All of the material should be reproduced exactly, with pictures left out.
*****
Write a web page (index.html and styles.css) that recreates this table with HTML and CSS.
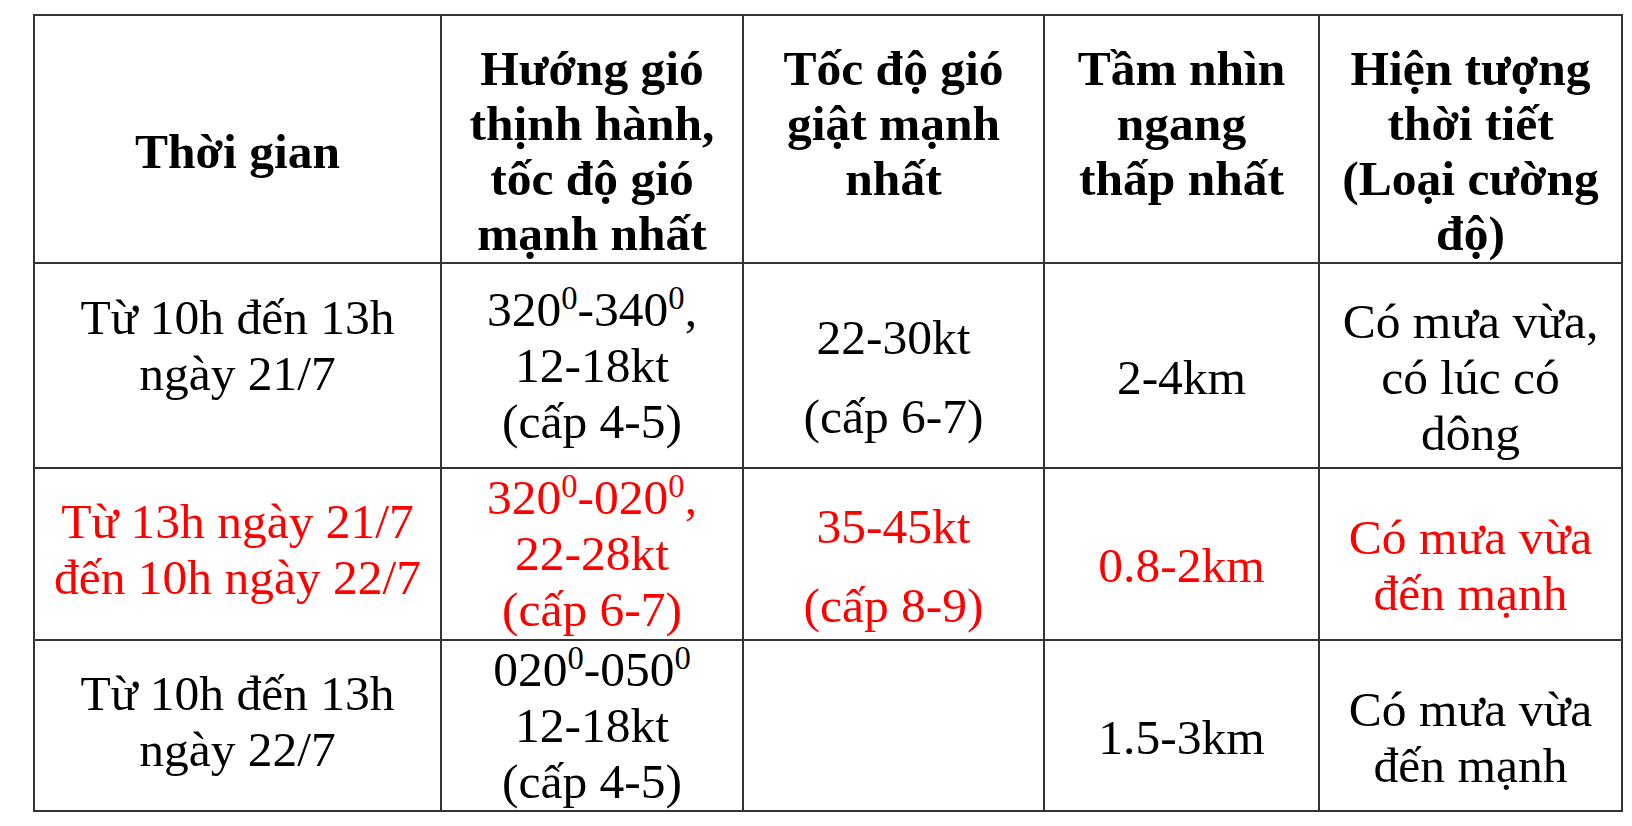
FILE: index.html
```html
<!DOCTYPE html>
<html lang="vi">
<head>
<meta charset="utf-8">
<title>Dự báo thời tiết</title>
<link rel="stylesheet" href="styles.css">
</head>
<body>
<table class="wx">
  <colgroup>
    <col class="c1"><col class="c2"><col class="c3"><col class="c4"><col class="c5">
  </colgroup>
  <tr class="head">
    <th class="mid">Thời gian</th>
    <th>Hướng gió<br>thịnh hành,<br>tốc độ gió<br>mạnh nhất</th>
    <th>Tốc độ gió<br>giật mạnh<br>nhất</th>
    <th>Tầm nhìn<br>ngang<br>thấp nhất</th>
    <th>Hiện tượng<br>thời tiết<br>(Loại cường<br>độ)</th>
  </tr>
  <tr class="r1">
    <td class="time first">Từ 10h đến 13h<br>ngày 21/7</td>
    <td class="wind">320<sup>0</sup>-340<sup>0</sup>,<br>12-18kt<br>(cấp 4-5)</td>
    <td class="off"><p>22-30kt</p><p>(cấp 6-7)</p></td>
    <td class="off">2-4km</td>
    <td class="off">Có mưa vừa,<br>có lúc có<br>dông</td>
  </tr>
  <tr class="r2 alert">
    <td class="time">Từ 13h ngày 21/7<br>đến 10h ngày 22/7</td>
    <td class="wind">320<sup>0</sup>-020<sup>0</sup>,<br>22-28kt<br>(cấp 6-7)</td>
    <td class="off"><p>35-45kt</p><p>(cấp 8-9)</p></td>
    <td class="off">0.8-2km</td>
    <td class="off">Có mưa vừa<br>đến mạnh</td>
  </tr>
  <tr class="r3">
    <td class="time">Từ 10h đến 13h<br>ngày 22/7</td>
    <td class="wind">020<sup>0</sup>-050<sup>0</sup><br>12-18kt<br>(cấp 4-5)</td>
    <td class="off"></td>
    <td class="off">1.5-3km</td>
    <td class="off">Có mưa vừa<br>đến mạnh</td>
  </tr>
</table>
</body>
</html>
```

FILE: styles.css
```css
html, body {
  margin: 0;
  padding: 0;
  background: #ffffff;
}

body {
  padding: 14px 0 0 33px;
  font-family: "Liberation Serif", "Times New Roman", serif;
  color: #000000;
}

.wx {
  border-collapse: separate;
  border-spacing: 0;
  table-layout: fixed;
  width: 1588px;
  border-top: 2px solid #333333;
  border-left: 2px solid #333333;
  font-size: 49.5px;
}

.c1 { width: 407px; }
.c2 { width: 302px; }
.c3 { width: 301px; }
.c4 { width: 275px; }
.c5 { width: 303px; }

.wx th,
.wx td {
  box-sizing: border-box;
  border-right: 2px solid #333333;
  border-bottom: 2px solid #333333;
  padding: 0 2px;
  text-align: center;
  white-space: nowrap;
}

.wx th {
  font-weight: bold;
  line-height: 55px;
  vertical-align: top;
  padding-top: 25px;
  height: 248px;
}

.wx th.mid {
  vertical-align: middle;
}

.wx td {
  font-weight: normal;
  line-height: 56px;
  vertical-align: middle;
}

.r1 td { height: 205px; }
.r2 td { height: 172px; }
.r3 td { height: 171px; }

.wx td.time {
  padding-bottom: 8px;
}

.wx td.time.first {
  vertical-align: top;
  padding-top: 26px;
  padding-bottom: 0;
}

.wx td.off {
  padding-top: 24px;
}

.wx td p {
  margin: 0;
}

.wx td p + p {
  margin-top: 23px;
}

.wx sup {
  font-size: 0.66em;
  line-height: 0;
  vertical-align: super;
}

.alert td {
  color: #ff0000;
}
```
*****
◆ Result of this exercise ◆
Write a web page (index.html and styles.css) that recreates this table with HTML and CSS.
FILE: index.html
```html
<!DOCTYPE html>
<html lang="vi">
<head>
<meta charset="utf-8">
<title>Dự báo thời tiết</title>
<link rel="stylesheet" href="styles.css">
</head>
<body>
<table class="wx">
  <colgroup>
    <col class="c1"><col class="c2"><col class="c3"><col class="c4"><col class="c5">
  </colgroup>
  <tr class="head">
    <th class="mid">Thời gian</th>
    <th>Hướng gió<br>thịnh hành,<br>tốc độ gió<br>mạnh nhất</th>
    <th>Tốc độ gió<br>giật mạnh<br>nhất</th>
    <th>Tầm nhìn<br>ngang<br>thấp nhất</th>
    <th>Hiện tượng<br>thời tiết<br>(Loại cường<br>độ)</th>
  </tr>
  <tr class="r1">
    <td class="time first">Từ 10h đến 13h<br>ngày 21/7</td>
    <td class="wind">320<sup>0</sup>-340<sup>0</sup>,<br>12-18kt<br>(cấp 4-5)</td>
    <td class="off"><p>22-30kt</p><p>(cấp 6-7)</p></td>
    <td class="off">2-4km</td>
    <td class="off">Có mưa vừa,<br>có lúc có<br>dông</td>
  </tr>
  <tr class="r2 alert">
    <td class="time">Từ 13h ngày 21/7<br>đến 10h ngày 22/7</td>
    <td class="wind">320<sup>0</sup>-020<sup>0</sup>,<br>22-28kt<br>(cấp 6-7)</td>
    <td class="off"><p>35-45kt</p><p>(cấp 8-9)</p></td>
    <td class="off">0.8-2km</td>
    <td class="off">Có mưa vừa<br>đến mạnh</td>
  </tr>
  <tr class="r3">
    <td class="time">Từ 10h đến 13h<br>ngày 22/7</td>
    <td class="wind">020<sup>0</sup>-050<sup>0</sup><br>12-18kt<br>(cấp 4-5)</td>
    <td class="off"></td>
    <td class="off">1.5-3km</td>
    <td class="off">Có mưa vừa<br>đến mạnh</td>
  </tr>
</table>
</body>
</html>
```

FILE: styles.css
```css
html, body {
  margin: 0;
  padding: 0;
  background: #ffffff;
}

body {
  padding: 14px 0 0 33px;
  font-family: "Liberation Serif", "Times New Roman", serif;
  color: #000000;
}

.wx {
  border-collapse: separate;
  border-spacing: 0;
  table-layout: fixed;
  width: 1588px;
  border-top: 2px solid #333333;
  border-left: 2px solid #333333;
  font-size: 49.5px;
}

.c1 { width: 407px; }
.c2 { width: 302px; }
.c3 { width: 301px; }
.c4 { width: 275px; }
.c5 { width: 303px; }

.wx th,
.wx td {
  box-sizing: border-box;
  border-right: 2px solid #333333;
  border-bottom: 2px solid #333333;
  padding: 0 2px;
  text-align: center;
  white-space: nowrap;
}

.wx th {
  font-weight: bold;
  line-height: 55px;
  vertical-align: top;
  padding-top: 25px;
  height: 248px;
}

.wx th.mid {
  vertical-align: middle;
}

.wx td {
  font-weight: normal;
  line-height: 56px;
  vertical-align: middle;
}

.r1 td { height: 205px; }
.r2 td { height: 172px; }
.r3 td { height: 171px; }

.wx td.time {
  padding-bottom: 8px;
}

.wx td.time.first {
  vertical-align: top;
  padding-top: 26px;
  padding-bottom: 0;
}

.wx td.off {
  padding-top: 24px;
}

.wx td p {
  margin: 0;
}

.wx td p + p {
  margin-top: 23px;
}

.wx sup {
  font-size: 0.66em;
  line-height: 0;
  vertical-align: super;
}

.alert td {
  color: #ff0000;
}
```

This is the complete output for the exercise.